Californian Lilac, Ceanothus

Californian Lilac, Ceanothus

No hardy shrub gives a truer blue than ceanothus — for a few weeks in late spring the whole plant disappears under flowers, and the bees arrive in numbers you can hear. It's a Californian native, and the secret to a long-lived plant is remembering that: sun, drainage, and benign neglect.

Position

Full sun, in the warmest, most sheltered spot you can offer — against a south- or west-facing wall is classic and ideal. The wall gives shelter from cold winds and radiates warmth, and a wall-trained ceanothus in full flower is one of the great sights of an English May.

Soil and watering

Free-draining is non-negotiable; ceanothus is quick to sulk in heavy, wet ground. Water through the first season to establish, then largely leave it to the rain — this is a genuinely drought-tolerant shrub once its roots are down. In pots, water when dry in summer and keep winter watering minimal.

Feeding

Barely. Rich living produces lush, frost-tender growth and a shorter life. A light spring feed for potted plants is the most it needs.

Pruning

Trim lightly straight after flowering to keep it compact — and never cut into bare old wood, which rarely reshoots. Little and often, from a young age, is the whole art of ceanothus pruning.

Hardiness

Hardy to around −10°C in a sheltered position.
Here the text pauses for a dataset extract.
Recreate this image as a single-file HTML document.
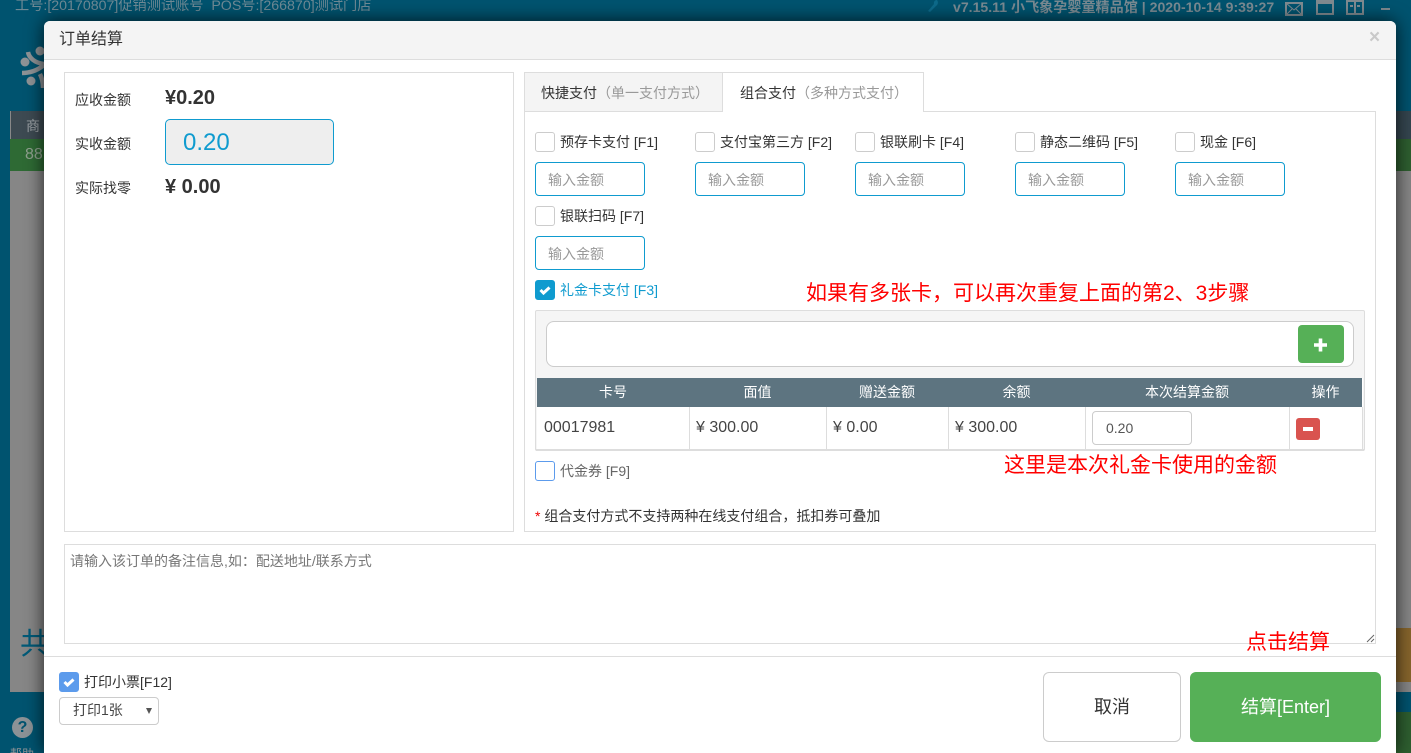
<!DOCTYPE html>
<html><head><meta charset="utf-8"><style>
*{box-sizing:border-box}
html,body{margin:0;padding:0;width:1411px;height:753px;overflow:hidden;background:#00536f}
#wrap{position:relative;width:1411px;height:753px;overflow:hidden;background:#00536f;font-family:"Liberation Sans","Noto Sans CJK SC",sans-serif;font-size:14px;color:#333}
.a{position:absolute}
.t{position:absolute;white-space:nowrap;line-height:18px}
.cb{position:absolute;width:20px;height:20px;border:1px solid #ccc;border-radius:3px;background:#fff}
.cb.on{background:#0f9bcf;border-color:#0f9bcf}
.cb.blue{background:#5c9bec;border-color:#5c9bec}
.inp{position:absolute;width:110px;height:34px;border:1px solid #0f9bcf;border-radius:4px;background:#fff;color:#999;padding:0 12px;line-height:34px;font-size:14px}
.th{position:absolute;top:378px;height:29px;line-height:29px;color:#fff;text-align:center;font-size:14px}
.td{position:absolute;top:407px;height:42px;line-height:41px;font-size:16px;color:#444;white-space:nowrap}
.vl{position:absolute;top:407px;width:1px;height:43px;background:#ddd}
.red{position:absolute;color:#f00;white-space:nowrap;font-size:21px;line-height:26px}
</style></head><body><div id="wrap">
<!-- backdrop -->
<div class="t" style="left:15px;top:-3px;font-size:14.200px;color:#6f8a95">工号:[20170807]促销测试账号&nbsp;&nbsp;POS号:[266870]测试门店</div>
<div class="t" style="left:953px;top:-2px;font-size:14.100px;font-weight:bold;color:#7a8a92">v7.15.11 小飞象孕婴童精品馆 | 2020-10-14 9:39:27</div>
<svg class="a" style="left:925px;top:0" width="18" height="14" viewBox="0 0 18 14"><path d="M12 0a4 4 0 0 1-1 6L5 12l-2-1 6-7a3 3 0 0 1 3-4z" fill="#0d6a8a"/></svg>
<svg class="a" style="left:1284px;top:0" width="110" height="18" viewBox="0 0 110 18" fill="none" stroke="#7f8a90" stroke-width="2"><rect x="2" y="3" width="16" height="12"/><path d="M2 3l8 7 8-7M2 15l6-6M18 15l-6-6" stroke-width="1"/><rect x="33" y="1" width="16" height="13"/><path d="M33 2h16" stroke-width="4"/><rect x="63" y="1" width="16" height="13"/><path d="M71 1v13M66 6h3M73 6h3" /><path d="M97 9h9"/></svg>
<svg class="a" style="left:20px;top:46px" width="24" height="44" viewBox="0 0 24 44" fill="#8f9396" stroke="none"><circle cx="5" cy="16" r="4.500"/><circle cx="20" cy="5" r="4.500"/><circle cx="11" cy="35" r="4.500"/><path d="M8 6c1 6 7 11 16 12M2 27c8 0 16-3 22-8M20 28c2 4 3 9 3 14" fill="none" stroke="#8f9396" stroke-width="4.500"/></svg>
<div class="a" style="left:10px;top:111px;width:34px;height:28px;background:#3d4a52;border-left:1px solid #888"></div>
<div class="t" style="left:26px;top:117px;color:#9aa0a4;font-size:14px">商</div>
<div class="a" style="left:10px;top:139px;width:34px;height:32px;background:#2e6a34"></div>
<div class="t" style="left:25px;top:146px;color:#8fa08f;font-size:16px">88</div>
<div class="a" style="left:10px;top:171px;width:34px;height:521px;background:#868686"></div>
<div class="t" style="left:20px;top:628px;color:#005a78;font-size:30px;line-height:34px;width:24px;overflow:hidden">共</div>
<div class="a" style="left:12px;top:717px;width:21px;height:21px;border-radius:50%;background:#8c9296;color:#00536f;font-weight:bold;font-size:16px;line-height:21px;text-align:center">?</div>
<div class="t" style="left:10px;top:745px;color:#8c9296;font-size:12px">帮助</div>
<div class="a" style="left:1396px;top:111px;width:15px;height:28px;background:#354650"></div>
<div class="a" style="left:1396px;top:139px;width:15px;height:32px;background:#2e5f30"></div>
<div class="a" style="left:1396px;top:171px;width:15px;height:521px;background:#868686"></div>
<div class="a" style="left:1396px;top:628px;width:15px;height:54px;background:#87652c"></div>
<div class="a" style="left:1396px;top:692px;width:15px;height:20px;background:#00536f"></div>
<div class="a" style="left:1396px;top:712px;width:15px;height:41px;background:#2e5f30"></div>
<!-- modal -->
<div class="a" style="left:44px;top:21px;width:1352px;height:732px;background:#fff;border-radius:6px 6px 0 0;box-shadow:0 0 18px rgba(0,0,0,.75)"></div>
<div class="a" style="left:44px;top:21px;width:1352px;height:39px;background:#f4f4f4;border-bottom:1px solid #ddd;border-radius:6px 6px 0 0"></div>
<div class="t" style="left:59px;top:31px;font-size:16px;color:#333">订单结算</div>
<div class="t" style="left:1369px;top:29px;font-size:19px;font-weight:bold;color:#c9c9c9">×</div>
<!-- left panel -->
<div class="a" style="left:64px;top:72px;width:450px;height:460px;border:1px solid #ddd"></div>
<div class="t" style="left:75px;top:91px">应收金额</div>
<div class="t" style="left:165px;top:88px;font-size:20px;font-weight:bold;line-height:20px">¥0.20</div>
<div class="t" style="left:75px;top:135px">实收金额</div>
<div class="a" style="left:165px;top:119px;width:169px;height:46px;border:1px solid #0f9bcf;border-radius:5px;background:#eee;color:#0f9bcf;font-size:24px;line-height:45px;padding-left:17px">0.20</div>
<div class="t" style="left:75px;top:179px">实际找零</div>
<div class="t" style="left:165px;top:177px;font-size:20px;font-weight:bold;line-height:20px">¥ 0.00</div>
<!-- right panel -->
<div class="a" style="left:524px;top:111px;width:852px;height:421px;border:1px solid #ddd"></div>
<div class="a" style="left:524px;top:72px;width:199px;height:40px;background:#f4f4f4;border:1px solid #ddd"></div>
<div class="a" style="left:723px;top:72px;width:201px;height:40px;background:#fff;border:1px solid #ddd;border-left:none;border-bottom:none"></div>
<div class="t" style="left:541px;top:84px">快捷支付<span style="color:#999">（单一支付方式）</span></div>
<div class="t" style="left:740px;top:84px">组合支付<span style="color:#999">（多种方式支付）</span></div>
<div class="cb" style="left:535px;top:132px"></div><div class="t" style="left:560px;top:133px">预存卡支付 [F1]</div>
<div class="cb" style="left:695px;top:132px"></div><div class="t" style="left:720px;top:133px">支付宝第三方 [F2]</div>
<div class="cb" style="left:855px;top:132px"></div><div class="t" style="left:880px;top:133px">银联刷卡 [F4]</div>
<div class="cb" style="left:1015px;top:132px"></div><div class="t" style="left:1040px;top:133px">静态二维码 [F5]</div>
<div class="cb" style="left:1175px;top:132px"></div><div class="t" style="left:1200px;top:133px">现金 [F6]</div>
<div class="inp" style="left:535px;top:162px">输入金额</div>
<div class="inp" style="left:695px;top:162px">输入金额</div>
<div class="inp" style="left:855px;top:162px">输入金额</div>
<div class="inp" style="left:1015px;top:162px">输入金额</div>
<div class="inp" style="left:1175px;top:162px">输入金额</div>
<div class="cb" style="left:535px;top:206px"></div><div class="t" style="left:560px;top:207px">银联扫码 [F7]</div>
<div class="inp" style="left:535px;top:236px">输入金额</div>
<div class="cb on" style="left:535px;top:280px"><svg width="18" height="18" viewBox="0 0 18 18"><path d="M4.500 9l3 3 6-5.500" fill="none" stroke="#fff" stroke-width="3"/></svg></div>
<div class="t" style="left:560px;top:281px;color:#0f9bcf">礼金卡支付 [F3]</div>
<div class="red" style="left:806px;top:281px">如果有多张卡，可以再次重复上面的第2、3步骤</div>
<!-- gift card box -->
<div class="a" style="left:535px;top:310px;width:830px;height:141px;background:#f5f5f5;border:1px solid #ddd;border-radius:2px"></div>
<div class="a" style="left:546px;top:321px;width:808px;height:46px;background:#fff;border:1px solid #ccc;border-radius:8px"></div>
<div class="a" style="left:1298px;top:325px;width:46px;height:38px;background:#56b057;border-radius:4px"></div>
<svg class="a" style="left:1313px;top:337px" width="16" height="16" viewBox="0 0 16 16"><path d="M7.500 1.500v13M1 8h13" stroke="#fff" stroke-width="3.600" fill="none"/></svg>
<div class="a" style="left:537px;top:378px;width:826px;height:72px;background:#fff"></div>
<div class="a" style="left:537px;top:378px;width:825px;height:29px;background:#5d7480"></div>
<div class="a" style="left:536px;top:449px;width:828px;height:2px;background:#ddd"></div>
<div class="th" style="left:537px;width:152px">卡号</div>
<div class="th" style="left:689px;width:137px">面值</div>
<div class="th" style="left:826px;width:122px">赠送金额</div>
<div class="th" style="left:948px;width:137px">余额</div>
<div class="th" style="left:1085px;width:204px">本次结算金额</div>
<div class="th" style="left:1289px;width:73px">操作</div>
<div class="vl" style="left:689px"></div><div class="vl" style="left:826px"></div><div class="vl" style="left:948px"></div><div class="vl" style="left:1085px"></div><div class="vl" style="left:1289px"></div><div class="vl" style="left:1362px"></div>
<div class="td" style="left:544px">00017981</div>
<div class="td" style="left:696px">¥ 300.00</div>
<div class="td" style="left:833px">¥ 0.00</div>
<div class="td" style="left:955px">¥ 300.00</div>
<div class="a" style="left:1092px;top:411px;width:100px;height:34px;border:1px solid #ccc;border-radius:4px;padding-left:13px;line-height:32px;font-size:14px;color:#555">0.20</div>
<div class="a" style="left:1296px;top:418px;width:24px;height:22px;background:#d9534f;border-radius:3px"></div>
<div class="a" style="left:1303px;top:427px;width:10px;height:3.500px;background:#fff"></div>
<div class="red" style="left:1004px;top:453px">这里是本次礼金卡使用的金额</div>
<div class="cb" style="left:535px;top:461px;border-color:#5c9bec"></div><div class="t" style="left:560px;top:462px;color:#666">代金券 [F9]</div>
<div class="t" style="left:535px;top:507px"><span style="color:#e00">*</span> 组合支付方式不支持两种在线支付组合，抵扣券可叠加</div>
<!-- textarea -->
<div class="a" style="left:64px;top:544px;width:1312px;height:100px;border:1px solid #ddd;color:#777;padding:7px 5px;line-height:18px">请输入该订单的备注信息,如：配送地址/联系方式</div>
<svg class="a" style="left:1366px;top:634px" width="9" height="9" viewBox="0 0 9 9"><path d="M1 8l7-7M5 8l3-3" stroke="#666" stroke-width="1"/></svg>
<div class="a" style="left:44px;top:656px;width:1352px;height:1px;background:#ddd"></div>
<div class="red" style="left:1246px;top:630px">点击结算</div>
<!-- footer -->
<div class="cb blue" style="left:59px;top:672px"><svg width="18" height="18" viewBox="0 0 18 18"><path d="M4.500 9l3 3 6-5.500" fill="none" stroke="#fff" stroke-width="3"/></svg></div>
<div class="t" style="left:84px;top:673px">打印小票[F12]</div>
<div class="a" style="left:59px;top:697px;width:100px;height:28px;border:1px solid #ccc;border-radius:4px;line-height:24px;padding-left:13px;font-size:14px;color:#444">打印1张</div>
<svg class="a" style="left:145px;top:708px" width="8" height="7" viewBox="0 0 8 7"><path d="M1 0h6L4 6z" fill="#555"/></svg>
<div class="a" style="left:1043px;top:672px;width:138px;height:70px;border:1px solid #ccc;border-radius:6px;background:#fff;text-align:center;line-height:69px;font-size:18px">取消</div>
<div class="a" style="left:1190px;top:672px;width:191px;height:70px;border-radius:6px;background:#56b057;color:#fff;text-align:center;line-height:70px;font-size:18px">结算[Enter]</div>
</div></body></html>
What tests it isn't frost so much as cold wet winters and exposed, windy sites — which is why the warm wall matters. In a brutal winter it may lose foliage or a branch; established plants usually shrug it off.

Good to know

Ceanothus is naturally fairly short-lived — ten to fifteen good years is a fine innings — and fast to reach flowering size, which is the trade. Plant it for the blue, enjoy the bees, and don't take it personally when an old plant finally bows out.